Brand expert helps companies avoid getting lost in the shuffle in light of this unofficial, official holiday
WORDS // Jenna Kruse, Kelly Pierce
It’s Black Friday, which means millions of Americans are suffering from “shopper’s hangover.” We all know that Black Friday is really Black Thursday Night. After your turkey-and-stuffing dinner, store ads in the form of thick piles become either dessert to your shopper’s eye or kindling for the fire in your hearth–without the bat of an eye. Either way you view it, it’s the biggest advertisement overload of the year.
In that spirit, I decided to enlist marketing brand expert, Kelly Pierce, at Pierce Creative to give us some best practices on how to–not just in this season, but throughout the year–distinguish your business, and draw interest to your nonprofit or ministry. Rather than provide us with a list of tips and tricks, she tells us a story of a household name that has figured this marketing thing out. And it might not be as costly as you think. Read on:
“We had the time of our lives! They treated us like stars. They even rolled out the green carpet for us,” Mom said beaming ear to ear.
My parents just returned from a four-day trip to Moline, Illinois where they had been invited to a very special Gold Key Ceremony at the John Deere manufacturing plant. It wasn’t to promote a new tractor or to try and sell them any new farm equipment. No, that part was already done. The paperwork was signed – the check written. Mom and Dad had already “sealed the deal” on a new, green machine …A brand-spanking-new John Deere combine.

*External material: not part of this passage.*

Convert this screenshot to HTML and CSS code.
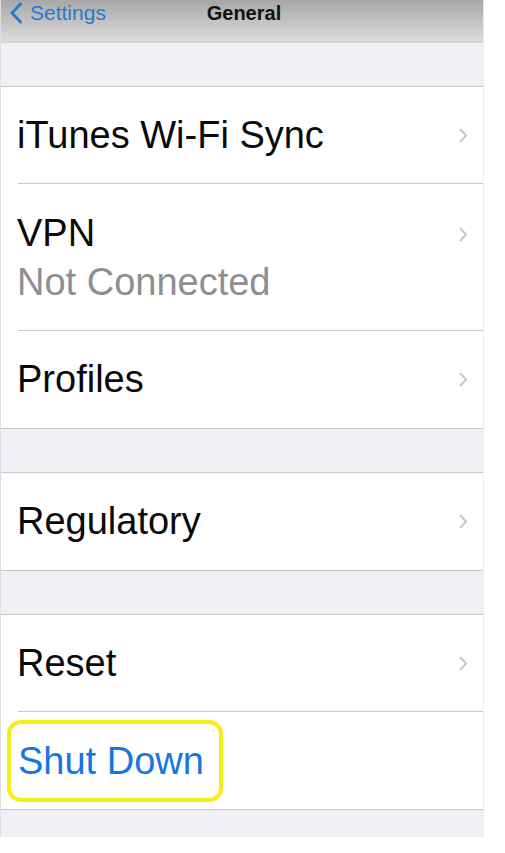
FILE: index.html
```html
<!DOCTYPE html>
<html lang="en">
<head>
    <meta charset="UTF-8">
    <meta name="viewport" content="width=device-width, initial-scale=1.0">
    <link rel="stylesheet" href="styles.css">
    <title>General</title>
</head>
<body>
    <div class="screen">

        <div class="navbar">
            <a class="back" href="#">
                <svg class="back-icon" width="14" height="22" viewBox="0 0 14 22">
                    <path d="M11.5 2 L3 11 L11.5 20" fill="none" stroke="#2a78cf" stroke-width="3" stroke-linecap="round" stroke-linejoin="round"/>
                </svg>
                <span>Settings</span>
            </a>
            <div class="title">General</div>
        </div>

        <div class="band"></div>

        <div class="group">
            <div class="row">
                <div class="label">iTunes Wi-Fi Sync</div>
                <svg class="chev" width="9" height="15" viewBox="0 0 9 15"><path d="M1.5 1.5 L7 7.5 L1.5 13.5" fill="none" stroke="#c7c7cc" stroke-width="2" stroke-linecap="round" stroke-linejoin="round"/></svg>
            </div>
            <div class="row row-tall">
                <div class="label">
                    <div>VPN</div>
                    <div class="sub">Not Connected</div>
                </div>
                <svg class="chev chev-top" width="9" height="15" viewBox="0 0 9 15"><path d="M1.5 1.5 L7 7.5 L1.5 13.5" fill="none" stroke="#c7c7cc" stroke-width="2" stroke-linecap="round" stroke-linejoin="round"/></svg>
            </div>
            <div class="row">
                <div class="label">Profiles</div>
                <svg class="chev" width="9" height="15" viewBox="0 0 9 15"><path d="M1.5 1.5 L7 7.5 L1.5 13.5" fill="none" stroke="#c7c7cc" stroke-width="2" stroke-linecap="round" stroke-linejoin="round"/></svg>
            </div>
        </div>

        <div class="band"></div>

        <div class="group">
            <div class="row">
                <div class="label">Regulatory</div>
                <svg class="chev" width="9" height="15" viewBox="0 0 9 15"><path d="M1.5 1.5 L7 7.5 L1.5 13.5" fill="none" stroke="#c7c7cc" stroke-width="2" stroke-linecap="round" stroke-linejoin="round"/></svg>
            </div>
        </div>

        <div class="band"></div>

        <div class="group">
            <div class="row">
                <div class="label">Reset</div>
                <svg class="chev" width="9" height="15" viewBox="0 0 9 15"><path d="M1.5 1.5 L7 7.5 L1.5 13.5" fill="none" stroke="#c7c7cc" stroke-width="2" stroke-linecap="round" stroke-linejoin="round"/></svg>
            </div>
            <div class="row row-action">
                <div class="label highlight">Shut Down</div>
            </div>
        </div>

        <div class="band band-end"></div>
    </div>
</body>
</html>
```

FILE: styles.css
```css
*{
    box-sizing: border-box;
}
body{
    margin: 0;
    background: #fff;
    font-family: "Liberation Sans", Arial, sans-serif;
    color: #0a0a0a;
}
.screen{
    width: 484px;
    border-left: 1px solid #dedee2;
    border-right: 1px solid #ececf0;
}

/* barra de cima */
.navbar{
    height: 43px;
    background: linear-gradient(#a7a7a7, #dcdcdc);
    border-bottom: 2px solid #d4d4d8;
    display: flex;
    align-items: flex-start;
    padding-top: 1px;
}
.back{
    display: flex;
    align-items: center;
    gap: 7px;
    padding-left: 8px;
    text-decoration: none;
    color: #2a78cf;
    font-size: 21px;
}
.title{
    flex: 1;
    text-align: center;
    margin-left: -101px;
    padding-top: 1px;
    font-size: 20px;
    font-weight: bold;
    color: #111;
}

.band{
    height: 43px;
    background: #efeff4;
}
.band-end{
    height: 27px;
}

.group{
    background: #fff;
    border-top: 1px solid #c8c7cc;
    border-bottom: 1px solid #c8c7cc;
}
.row{
    height: 97px;
    display: flex;
    align-items: center;
    justify-content: space-between;
    padding: 0 15px 0 16px;
    font-size: 38px;
    position: relative;
}
.row + .row::before{
    content: "";
    position: absolute;
    top: -1px;
    left: 17px;
    right: 0;
    border-top: 1px solid #c8c7cc;
}
.row-tall{
    height: 147px;
    align-items: flex-start;
    padding-top: 25px;
}
.row-tall .label div{
    line-height: 49px;
}
.sub{
    color: #8e8e93;
}
.chev-top{
    margin-top: 18px;
}
.row-action{
    padding-left: 6px;
}
.highlight{
    color: #1677e0;
    border: 4px solid #f7ec1c;
    border-radius: 14px;
    line-height: 74px;
    padding: 0 15px 0 7px;
}
```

The company could simply have shipped the tractor to my parents and no one would have given it another thought. Instead, John Deere showed my parents how much they appreciated their loyalty, inviting them to headquarters for a special presentation as they watched their tractor roll off the production line. They gave my dad a gold key and helped him climb into the cab of his combine, so he could be the first person to start the newly-minted engine.
John Deere didn’t need to give my parents any sort of special treatment. After all, they had already sold the machine. Nevertheless, the company knew how much this experience meant to my parents and took the opportunity to show how much they appreciated my family’s business.
John Deere gets it.
It was about more than making a transaction. It was about creating a memorable and meaningful experience my parents will cherish forever. Plus, John Deere knows if they make it special enough, my parents will tell every neighbor and farmer they know about it …and then they’ll want the experience too!
“What John Deere did wasn’t expensive, nor did it take months to plan. But the thought they put into it was priceless. The company showed my parents they cared about them.”
We show love and gratitude in our personal lives every day to further relationships. We need to make sure we’re doing this in our businesses too.
Our customers want to feel like they matter and aren’t just numbers.
We can show them we care in simple and heartfelt ways – by listening, thinking and understanding what’s important to them.
By taking time to build relationships, we build loyalty in a much more profound way than we could ever do, by simply selling a product or service. And, as loyal customers are the beating hearts of our businesses, it makes sense to give them memories they will always cherish.